Initially, I did not like the abundance of earsplitting sound effects or surreal dialogue or long tracking shots of, say, Florya and Glasha, hysterical, wading their way through a swamp, and dismissed these as stylistic excesses.  That is, until the second half of the film, which I found to be different in style from the first half, yet exactly the same in despair-ridden tone.  While the first half was surreal and dreamlike, despite that realism, the second half is pure, bitter realism all the way, as Florya journeys to find food and supplies for the starving survivors of his home town and encounters one terrible situation after another, eventually finding himself in a small town being ravaged by the Nazis.  Suddenly, the up-‘til-now faceless Nazi menace gains a face, many parts of this segment in the town, almost a quarter of the film, are not from Florya’s point of view, allowing for more of that cruel realism, and what transpires has to be some of the most disturbing and painful stuff I’ve ever seen in a film, and whose raw power would only be spoiled if I tried to describe it here, so I won’t.  And suddenly, when it was all over, I gained a new appreciation for those stiff characters and their even stiffer dialogue, and that over-reliance on unsettling sound effects and odd images and fast-motion effects, in the first half that I had had a problem with.  Suddenly, the quasi-realism infused with the subjective fears and mindset of a young boy, and later the near-opposite, the objective realism of what the Nazis would do to a small town (just one of 628 Belarussian towns that received such treatment during the war, we’re told in an intertitle at the close of the film), combine into a singular whole, as both are equally proficient in presenting man’s inhumanity towards man (yes, the Belarussian freedom fighters don’t completely come off as the good to the Nazis’ evil here) and tying a knot of both anger and sadness in the viewer’s stomach.

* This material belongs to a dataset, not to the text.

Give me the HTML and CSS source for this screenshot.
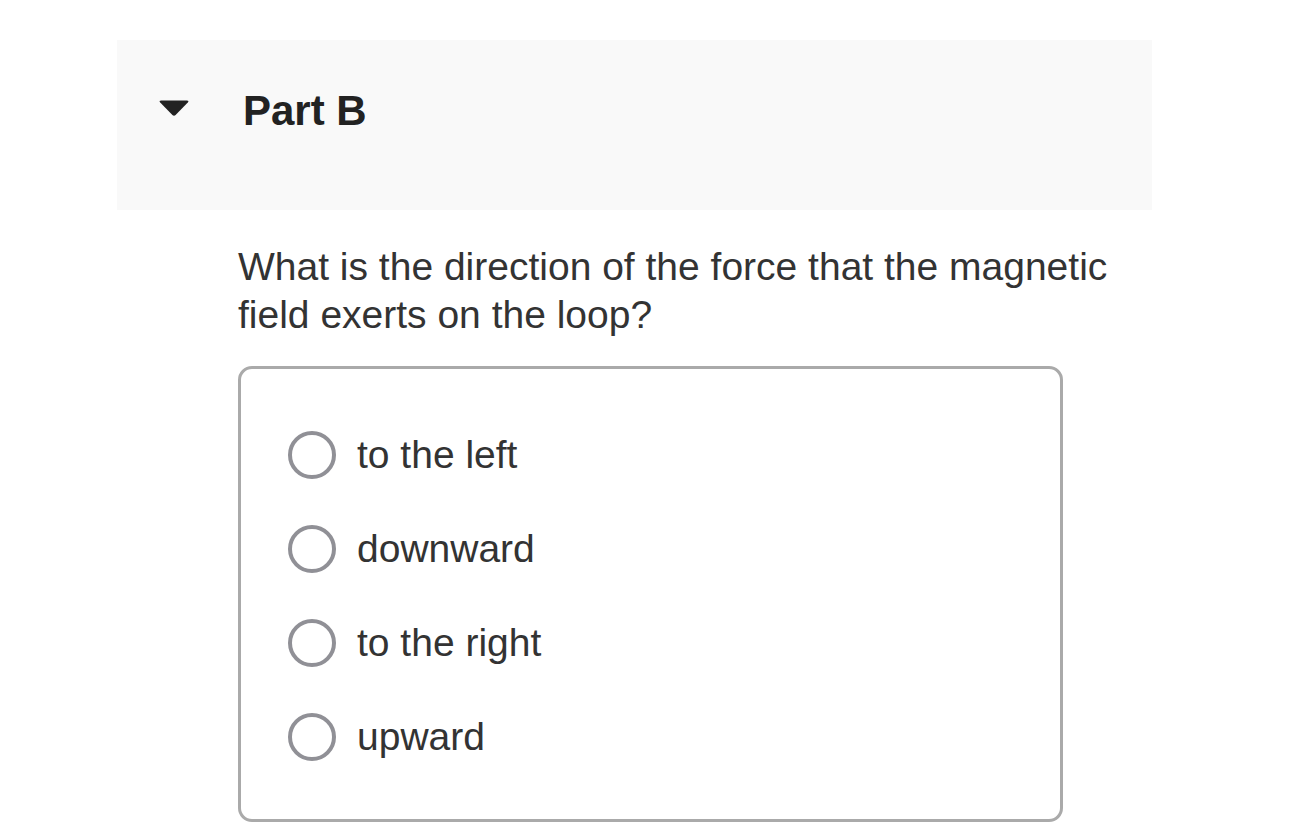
FILE: index.html
```html
<!DOCTYPE html>
<html>
<head>
<meta charset="utf-8">
<link rel="stylesheet" href="styles.css">
</head>
<body>
<div class="page">
  <div class="part-header">
    <svg class="caret" width="32" height="18" viewBox="0 0 32 18">
      <path d="M3 1.5 H29 Q31.5 1.5 29.8 3.4 L17.6 16 Q16 17.6 14.4 16 L2.2 3.4 Q0.5 1.5 3 1.5 Z" fill="#222"/>
    </svg>
    <h2 class="part-title">Part B</h2>
  </div>
  <div class="part-body">
    <p class="question">What is the direction of the force that the magnetic field exerts on the loop?</p>
    <div class="choices">
      <label class="choice"><span class="radio"></span><span class="choice-text">to the left</span></label>
      <label class="choice"><span class="radio"></span><span class="choice-text">downward</span></label>
      <label class="choice"><span class="radio"></span><span class="choice-text">to the right</span></label>
      <label class="choice"><span class="radio"></span><span class="choice-text">upward</span></label>
    </div>
  </div>
</div>
</body>
</html>
```
FILE: styles.css
```css
html, body {
  margin: 0;
  padding: 0;
  background: #ffffff;
}
body {
  font-family: "Liberation Sans", Arial, Helvetica, sans-serif;
  color: #333333;
}
.page {
  padding-top: 40px;
  padding-left: 117px;
}
.part-header {
  width: 1035px;
  height: 170px;
  background: #f9f9f9;
  display: flex;
  align-items: flex-start;
  box-sizing: border-box;
  padding-left: 41px;
}
.caret {
  margin-top: 59px;
  flex: none;
}
.part-title {
  margin: 45px 0 0 53px;
  font-size: 42px;
  font-weight: bold;
  line-height: 52px;
  color: #222222;
}
.part-body {
  padding-left: 121px;
}
.question {
  margin: 33px 0 0 0;
  width: 900px;
  font-size: 39px;
  line-height: 48px;
  color: #333333;
}
.choices {
  margin-top: 27px;
  width: 825px;
  box-sizing: border-box;
  border: 3px solid #aaaaaa;
  border-radius: 14px;
  padding: 39px 0 35px 47px;
  display: flex;
  flex-direction: column;
}
.choice {
  display: flex;
  align-items: center;
  height: 94px;
}
.radio {
  width: 48px;
  height: 48px;
  box-sizing: border-box;
  border: 4px solid #909096;
  border-radius: 50%;
  flex: none;
}
.choice-text {
  margin-left: 21px;
  font-size: 39px;
  color: #333333;
}
```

Actually, I probably shouldn’t say ‘objective’ in describing the second half, as other than a late moment involving both the Nazis and the Belarussian fighters that’s as stomach-churning as any other, the Nazis really are portrayed as nothing more than inhuman monsters (hey, I don’t deny it…) and Belarussians the virtuous victims and freedom fighters (I don’t exactly deny that either…), which, along with that Hitler montage, is all about Klimov’s hatred of Hitler and, you could argue, is anything but objective (there’s a very good chance that after this movie is over, you’ll hate Germans more than you ever thought possible 😆 ).  Yeah, Klimov overplays his hand in transferring his own sentiments toward both Florya and the depiction of the world and people around him (tone it down, Klimov, no need to overdo it THAT much to convince the world that Hitler was bad.  It’s OK to hate Hitler, dude, the last thing we’ll ever do is hold it against you 😆 ), but it’s done with such power and conviction that you can’t not be affected.  Hell, Klimov’s use of Mozart’s Requiem to close the movie is probably heavy-handed and manipulative, but fuck it, it got to me, and I was practically in tears by the time the screen went black.  That ending, complete with the Mozart, is arguably just as bleak as what came before it, and yet somehow, that image is also hopeful, or at least as hopeful as you can get in a film like this.  Or maybe it was just me trying desperately to grasp for some kind of hope after hope had proven completely evasive for two and a half hours.  So turns out I was able to write a lot.  This movie gave me severe dry mouth.